Early last year, I wrote a post that advised using Task Manager to track memory usage. It included this quote:
Some people assume that the goal of memory management is to leave as much memory free as possible. (That attitude is especially prevalent among those who spent a long time working with the notoriously resource-challenged Windows 95/98/Me family.) In fact, for best performance your goal should be to make maximum use of RAM. Empty RAM does you no good. Windows can swap data in and out of RAM very quickly, so if memory is free, the cache manager tries to fill it up with as much data as possible. Likewise, a well-written program can and should load as much data into memory as possible so that it can respond quickly when you make a request.
Ken asks:
Are you suggesting here that you should try to run as many programs as possible at the same time to keep all of them in superfast RAM?

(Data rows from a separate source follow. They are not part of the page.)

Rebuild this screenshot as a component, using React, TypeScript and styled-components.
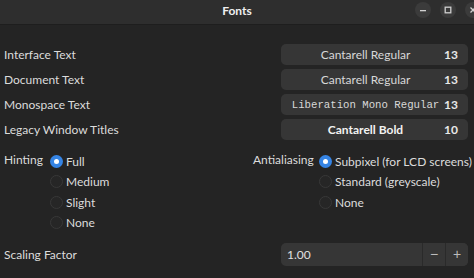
import React, { useState } from "react";
import styled, { createGlobalStyle } from "styled-components";

const GlobalStyle = createGlobalStyle`
  html, body {
    margin: 0;
    padding: 0;
    background: #242424;
  }
  body {
    font-family: Lato, "Noto Sans", sans-serif;
    color: #dededf;
  }
`;

const Window = styled.div`
  width: 474px;
  height: 278px;
  overflow: hidden;
  background: #242424;
`;

const HeaderBar = styled.div`
  position: relative;
  height: 24px;
  background: #2e2e2e;
  border-bottom: 1px solid #1e1e1e;
  display: flex;
  align-items: center;
  justify-content: center;
`;

const Title = styled.div`
  font-size: 12px;
  font-weight: 700;
  color: #f0f0f0;
  margin-top: -4px;
`;

const Controls = styled.div`
  position: absolute;
  top: 2px;
  left: 415px;
  display: flex;
  gap: 9px;
`;

const ControlButton = styled.div`
  width: 16px;
  height: 16px;
  border-radius: 50%;
  background: #3b3b3b;
  display: flex;
  align-items: center;
  justify-content: center;
  flex-shrink: 0;
`;

const Content = styled.div`
  padding: 19px 6px 0 4px;
`;

const FontRows = styled.div`
  display: flex;
  flex-direction: column;
  gap: 4px;
`;

const Row = styled.div`
  display: flex;
  align-items: center;
  justify-content: space-between;
  height: 21px;
`;

const Label = styled.div`
  font-size: 12px;
  color: #dcdcdc;
  white-space: nowrap;
`;

const FontButton = styled.button`
  width: 187px;
  height: 21px;
  border: none;
  border-radius: 5px;
  background: #363636;
  display: flex;
  align-items: center;
  padding: 0 10px 0 6px;
  font-family: Lato, "Noto Sans", sans-serif;
  color: #dcdcdc;
`;

const FontName = styled.span<{ mono?: boolean; bold?: boolean }>`
  flex: 1;
  text-align: center;
  font-family: ${({ mono }) =>
    mono ? `"Liberation Mono", monospace` : `Lato, "Noto Sans", sans-serif`};
  font-size: ${({ mono }) => (mono ? "10.7px" : "12px")};
  font-weight: ${({ bold }) => (bold ? 700 : 400)};
  white-space: nowrap;
  color: ${({ bold }) => (bold ? "#f2f2f2" : "#d8d8d8")};
`;

const FontSize = styled.span`
  font-size: 12px;
  font-weight: 700;
  width: 14px;
  text-align: right;
  color: #e8e8e8;
`;

const Options = styled.div`
  display: flex;
  margin-top: 11px;
`;

const OptionGroup = styled.div<{ width: number; labelWidth: number }>`
  display: grid;
  grid-template-columns: ${({ labelWidth }) => labelWidth}px 1fr;
  width: ${({ width }) => width}px;
  align-items: start;
`;

const GroupLabel = styled(Label)`
  margin-top: 1px;
`;

const RadioList = styled.div`
  display: flex;
  flex-direction: column;
  gap: 6.5px;
  padding-top: 3px;
`;

const RadioRow = styled.label`
  display: flex;
  align-items: center;
  gap: 3px;
  font-size: 12px;
  color: #dcdcdc;
  height: 14px;
  white-space: nowrap;
  cursor: pointer;
`;

const RadioDot = styled.span<{ checked: boolean }>`
  width: 13px;
  height: 13px;
  border-radius: 50%;
  box-sizing: border-box;
  flex-shrink: 0;
  background: ${({ checked }) => (checked ? "#3584e4" : "#262626")};
  border: ${({ checked }) => (checked ? "none" : "1.5px solid #383838")};
  display: flex;
  align-items: center;
  justify-content: center;
  &::after {
    content: "";
    display: ${({ checked }) => (checked ? "block" : "none")};
    width: 5px;
    height: 5px;
    border-radius: 50%;
    background: #ffffff;
  }
`;

const ScaleRow = styled(Row)`
  margin-top: 13px;
  height: 23px;
`;

const SpinBox = styled.div`
  width: 187px;
  height: 23px;
  border-radius: 5px;
  background: #363636;
  display: flex;
  align-items: stretch;
  overflow: hidden;
`;

const SpinValue = styled.div`
  flex: 1;
  display: flex;
  align-items: center;
  padding-left: 6px;
  font-size: 12px;
  color: #e0e0e0;
`;

const SpinButton = styled.button`
  width: 23px;
  border: none;
  border-left: 1px solid #2a2a2a;
  background: #363636;
  color: #bcbcbc;
  font-size: 14px;
  display: flex;
  align-items: center;
  justify-content: center;
  padding: 0;
`;

const RadioGroup: React.FC<{ items: string[]; initial: number }> = ({
  items,
  initial,
}) => {
  const [selected, setSelected] = useState(initial);
  return (
    <RadioList>
      {items.map((item, i) => (
        <RadioRow key={item} onClick={() => setSelected(i)}>
          <RadioDot checked={selected === i} />
          {item}
        </RadioRow>
      ))}
    </RadioList>
  );
};

const fonts = [
  { label: "Interface Text", name: "Cantarell Regular", size: 13 },
  { label: "Document Text", name: "Cantarell Regular", size: 13 },
  { label: "Monospace Text", name: "Liberation Mono Regular", size: 13, mono: true },
  { label: "Legacy Window Titles", name: "Cantarell Bold", size: 10, bold: true },
];

const App: React.FC = () => {
  return (
    <Window>
      <GlobalStyle />
      <HeaderBar>
        <Title>Fonts</Title>
        <Controls>
          <ControlButton>
            <svg width="8" height="8" viewBox="0 0 8 8">
              <rect x="1" y="4" width="6" height="1.3" fill="#d0d0d0" />
            </svg>
          </ControlButton>
          <ControlButton>
            <svg width="8" height="8" viewBox="0 0 8 8">
              <rect x="1.2" y="1.2" width="5.6" height="5.6" fill="none" stroke="#d0d0d0" strokeWidth="1.3" />
            </svg>
          </ControlButton>
          <ControlButton>
            <svg width="8" height="8" viewBox="0 0 8 8">
              <path d="M1.5 1.5 L6.5 6.5 M6.5 1.5 L1.5 6.5" stroke="#d0d0d0" strokeWidth="1.3" />
            </svg>
          </ControlButton>
        </Controls>
      </HeaderBar>
      <Content>
        <FontRows>
          {fonts.map((f) => (
            <Row key={f.label}>
              <Label>{f.label}</Label>
              <FontButton>
                <FontName mono={f.mono} bold={f.bold}>
                  {f.name}
                </FontName>
                <FontSize>{f.size}</FontSize>
              </FontButton>
            </Row>
          ))}
        </FontRows>
        <Options>
          <OptionGroup width={249} labelWidth={46}>
            <GroupLabel>Hinting</GroupLabel>
            <RadioGroup items={["Full", "Medium", "Slight", "None"]} initial={0} />
          </OptionGroup>
          <OptionGroup width={215} labelWidth={66}>
            <GroupLabel>Antialiasing</GroupLabel>
            <RadioGroup
              items={["Subpixel (for LCD screens)", "Standard (greyscale)", "None"]}
              initial={0}
            />
          </OptionGroup>
        </Options>
        <ScaleRow>
          <Label>Scaling Factor</Label>
          <SpinBox>
            <SpinValue>1.00</SpinValue>
            <SpinButton>−</SpinButton>
            <SpinButton>+</SpinButton>
          </SpinBox>
        </ScaleRow>
      </Content>
    </Window>
  );
};

export default App;
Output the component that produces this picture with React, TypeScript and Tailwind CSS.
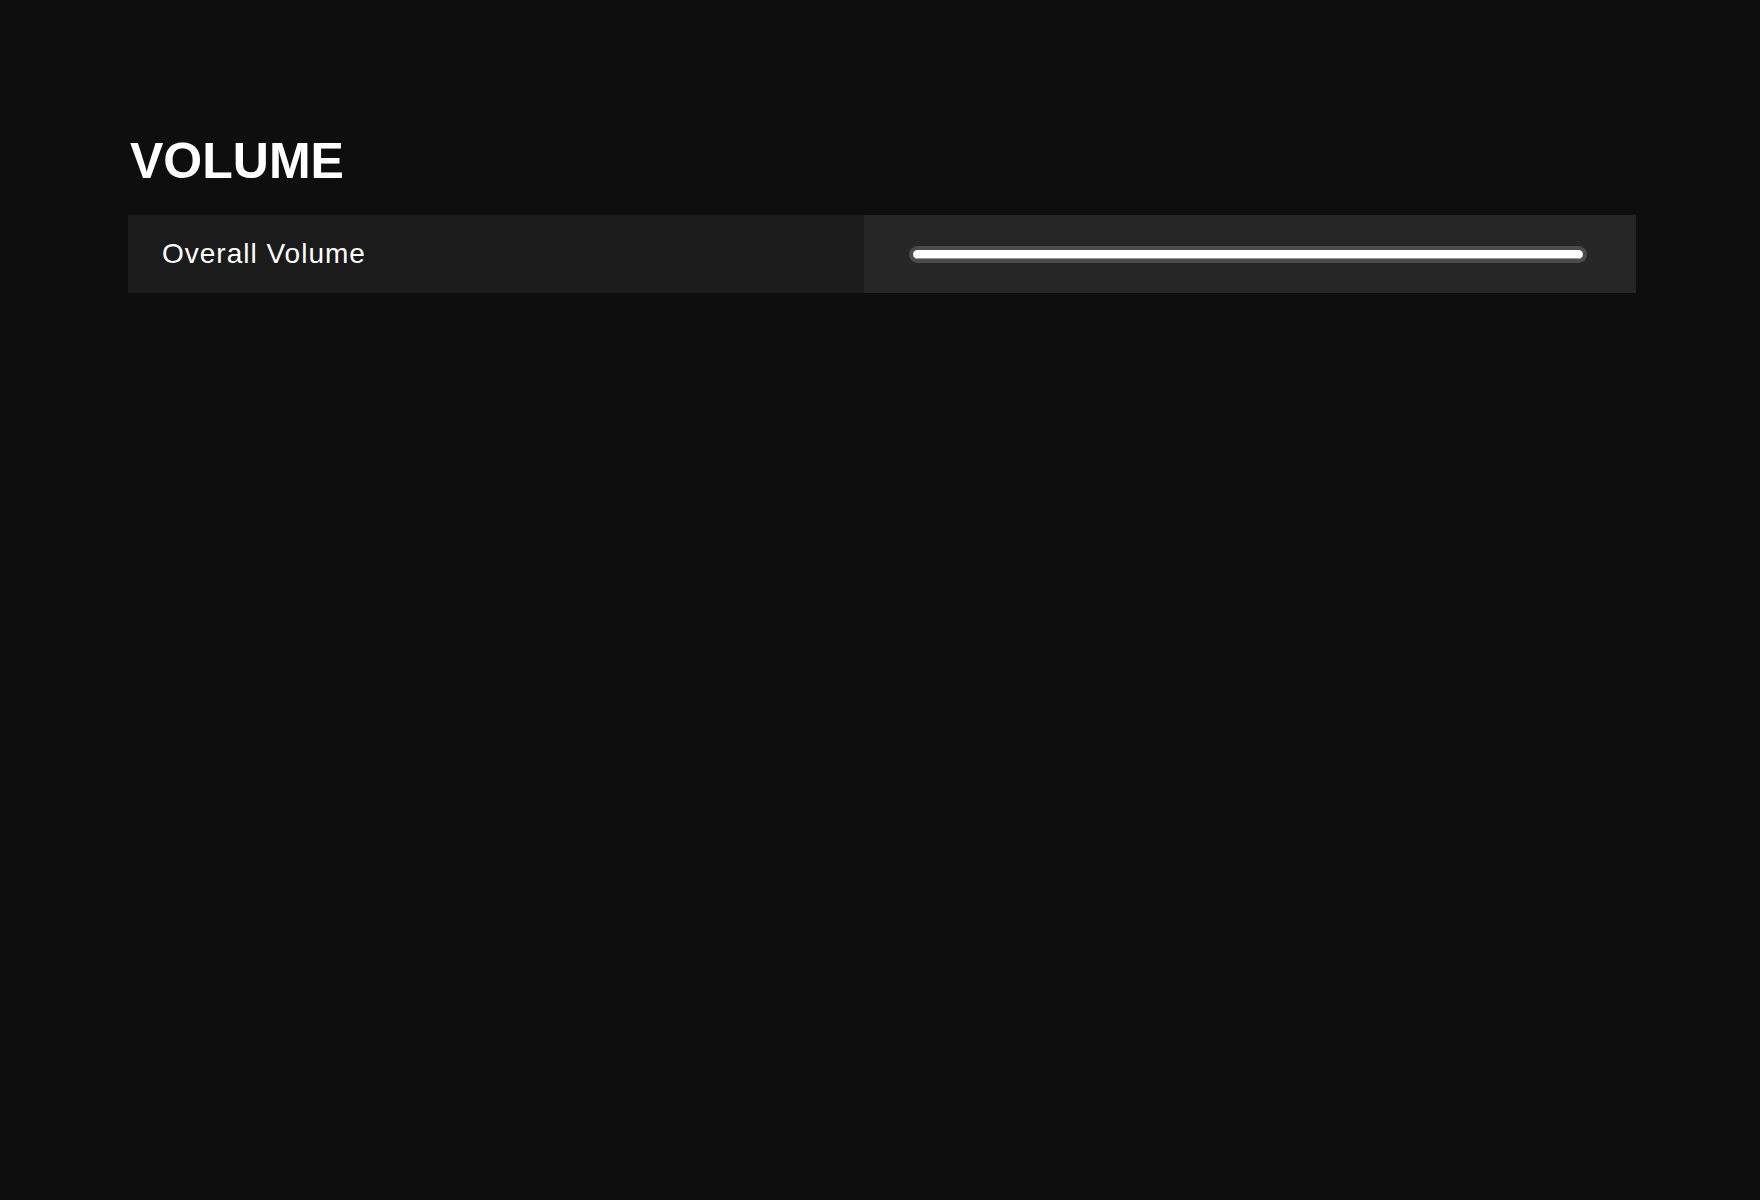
import React from 'react'

const App: React.FC = () => {
  const volume = 100

  return (
    <div className="min-h-screen w-full bg-[#0e0e0e] pt-[136px] pl-[128px]" style={{ fontFamily: '"Liberation Sans", Arial, sans-serif' }}>
      <div className="w-[1508px]">
        <h1 className="pl-[2px] text-[50px] font-bold leading-none text-white">VOLUME</h1>

        <div className="mt-[29px] flex h-[78px]">
          <div className="flex w-[736px] items-center bg-[#1b1b1b] pl-[34px]">
            <span className="text-[28px] tracking-[1px] text-white">Overall Volume</span>
          </div>
          <div className="flex flex-1 items-center bg-[#262626] pl-[45px] pr-[49px]">
            <div className="h-[17px] w-full rounded-full bg-[#4b4b4b] p-[4px]">
              <div className="h-full rounded-full bg-white shadow-[inset_0_-1px_0_#9a9a9a]" style={{ width: `${volume}%` }} />
            </div>
          </div>
        </div>
      </div>
    </div>
  )
}

export default App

That’s kinda sorta what I do anyway, and I have never experienced any performance hit with XP for doing so. As long as these programs are loaded in RAM, they respond much faster. [Insert “well, duh!” here.] And they don’t hog CPU time except when they are actually doing something.
I’m not sure I would go as far as to say you should run as many programs as possible. In some cases, that strategy would take memory away from the cache manager, making some performance tradeoffs inevitable.
Off the top of my head, I’d say the single biggest piece of advice I would give people is this: Assuming you have sufficient RAM to run the programs you normally use, don’t close programs unless and until you need to close them. I watch people work regularly and I’m always amused at how novice users routinely close one program before opening another. I don’t know whether it’s the clutter or what, but that’s something novices almost always do.
In the case that Ken describes, assuming that your regular suite of programs doesn’t put you close to maxing out physical RAM, then yeah, it’s probably a good idea to open up the programs you’re going to use during a session and leave them open for the duration.